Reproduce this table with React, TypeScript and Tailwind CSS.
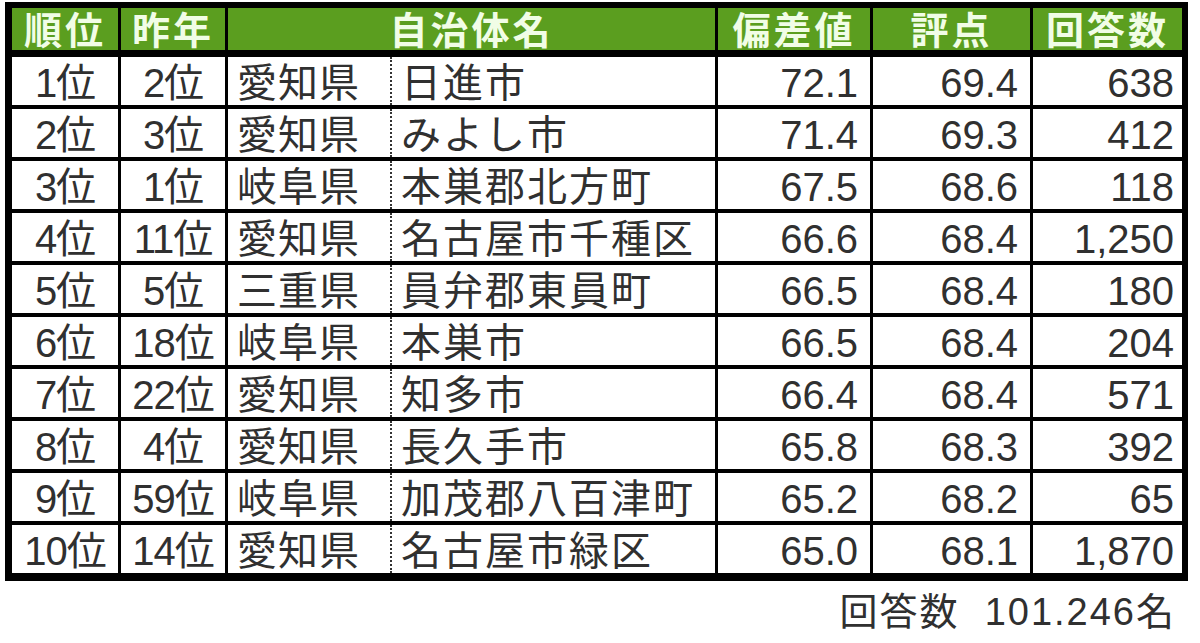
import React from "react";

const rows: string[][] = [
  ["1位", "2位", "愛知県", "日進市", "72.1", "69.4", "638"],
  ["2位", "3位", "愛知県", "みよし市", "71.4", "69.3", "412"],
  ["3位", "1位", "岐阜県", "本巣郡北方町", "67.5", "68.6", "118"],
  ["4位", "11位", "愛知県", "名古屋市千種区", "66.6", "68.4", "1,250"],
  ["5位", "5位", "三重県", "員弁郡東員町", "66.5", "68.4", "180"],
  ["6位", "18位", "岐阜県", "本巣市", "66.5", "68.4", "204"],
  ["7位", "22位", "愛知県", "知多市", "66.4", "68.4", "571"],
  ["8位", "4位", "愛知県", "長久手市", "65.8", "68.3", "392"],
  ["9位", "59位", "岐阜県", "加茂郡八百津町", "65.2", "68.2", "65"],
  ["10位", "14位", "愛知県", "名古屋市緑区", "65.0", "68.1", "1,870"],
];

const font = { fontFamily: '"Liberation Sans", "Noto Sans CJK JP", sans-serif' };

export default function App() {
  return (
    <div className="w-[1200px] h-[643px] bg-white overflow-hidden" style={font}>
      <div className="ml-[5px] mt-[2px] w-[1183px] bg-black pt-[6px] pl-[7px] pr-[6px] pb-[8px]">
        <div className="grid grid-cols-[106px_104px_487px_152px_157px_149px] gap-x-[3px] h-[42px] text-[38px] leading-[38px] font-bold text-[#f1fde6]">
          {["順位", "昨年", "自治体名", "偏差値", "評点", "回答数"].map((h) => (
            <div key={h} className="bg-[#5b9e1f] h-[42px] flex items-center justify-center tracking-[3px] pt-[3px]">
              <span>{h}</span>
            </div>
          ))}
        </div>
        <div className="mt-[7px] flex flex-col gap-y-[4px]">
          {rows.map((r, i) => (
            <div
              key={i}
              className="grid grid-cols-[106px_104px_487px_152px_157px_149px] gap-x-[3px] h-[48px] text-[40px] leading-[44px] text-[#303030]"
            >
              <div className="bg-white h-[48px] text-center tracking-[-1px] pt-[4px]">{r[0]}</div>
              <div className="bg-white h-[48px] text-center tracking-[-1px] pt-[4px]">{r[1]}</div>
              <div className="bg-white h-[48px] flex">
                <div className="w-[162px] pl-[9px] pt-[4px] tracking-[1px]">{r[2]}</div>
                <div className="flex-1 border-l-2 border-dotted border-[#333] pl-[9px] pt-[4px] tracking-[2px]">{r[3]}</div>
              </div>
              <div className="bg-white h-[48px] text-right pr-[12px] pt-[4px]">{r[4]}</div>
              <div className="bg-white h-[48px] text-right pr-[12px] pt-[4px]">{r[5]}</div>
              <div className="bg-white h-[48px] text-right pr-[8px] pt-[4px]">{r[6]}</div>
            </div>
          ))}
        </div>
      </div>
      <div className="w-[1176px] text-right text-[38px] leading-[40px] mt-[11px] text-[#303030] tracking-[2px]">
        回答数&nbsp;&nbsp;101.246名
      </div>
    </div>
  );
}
____
- Exercise aim
Leave out the pictures. Transcribe only the lines above, from the first through the one that contains "import React from".

- Exercise output
Reproduce this table with React, TypeScript and Tailwind CSS.
import React from "react";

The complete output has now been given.